A couple weeks ago, I wrote about how “getting back on the horse” is one of the most important things we can do to achieve our goals.
This was fresh off of my 18 consecutive days of meditation coming to an abrupt end.
Well, I got back on that horse, hit another 15-day streak, only to have it end again last Friday.
But I didn’t dwell on it.
In fact, it was easier to start again the second time around, perhaps because I had become acclimated to the originally perceived failure.
Last week I started reading a book that confirmed how important it is for us to defy our inherent perfectionism.
i.e. when the streak ends, just start a new one.
It’s called Finish: Give Yourself the Gift of Done, and I can already tell it will go down as an all-time favorite.
At the beginning of the book the author, Jon Acuff, suggests that the only true failures are the habits and goals we never return to after starting.
You know, the New Years Resolutions that end the second week of January.
“Reject the idea that day after perfect means you’ve failed”, he writes.
And that stuff we say we don’t have time to do?
Well, it’s because we’re trying to do too much. 10 pounds of sugar in a 5 pound bag…remember?
“Cut your goals in half” is the lesson of the entire second chapter, and that’s what I immediately went to do when reviewing the goals I haven’t come close to achieving in the first half of this year.
He also proposes that we give up on trying to do the things we suck at or simply don’t want to be doing.
“Joyless goals fail”
There should be purpose and fun in the things that we are actively pursuing, and as time gets more limited, this is really something I want to make sure I’m living by.
“Joyless goals fail”
As I crank out the rest of the blog post, I am also having an honest conversation with myself (in my head of course) about the purpose of my personal blogging.
Is there enough joy?
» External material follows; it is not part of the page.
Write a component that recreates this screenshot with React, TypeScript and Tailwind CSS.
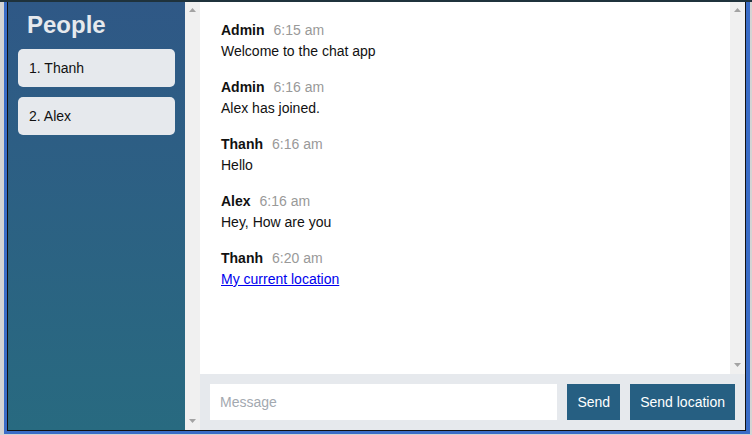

Or is it simply a chore?
Well, I haven’t published anything in 4 days, which I could have easily shaped as a failure.
However, I’m back on the horse. My fingers are moving, even if there isn’t necessarily any cohesion through the words I’m writing.
And the joy I get from this is knowing that I can have a somewhat organized place for me to refer back to the thoughts that I have a hard time organizing.
I’m not striving for perfection; I’d rather have joy.
I honestly don’t even know if that was an appropriate use of a semicolon, but trying to figure that out will suck the joy out of this daily writing habit I’m trying to develop.
So I’m starting this week with the mindset of making my unachieved goals 1) halved and 2) fun.
If I can remind myself of these important facets, I think it will be a whole lot easier to get where I want to go.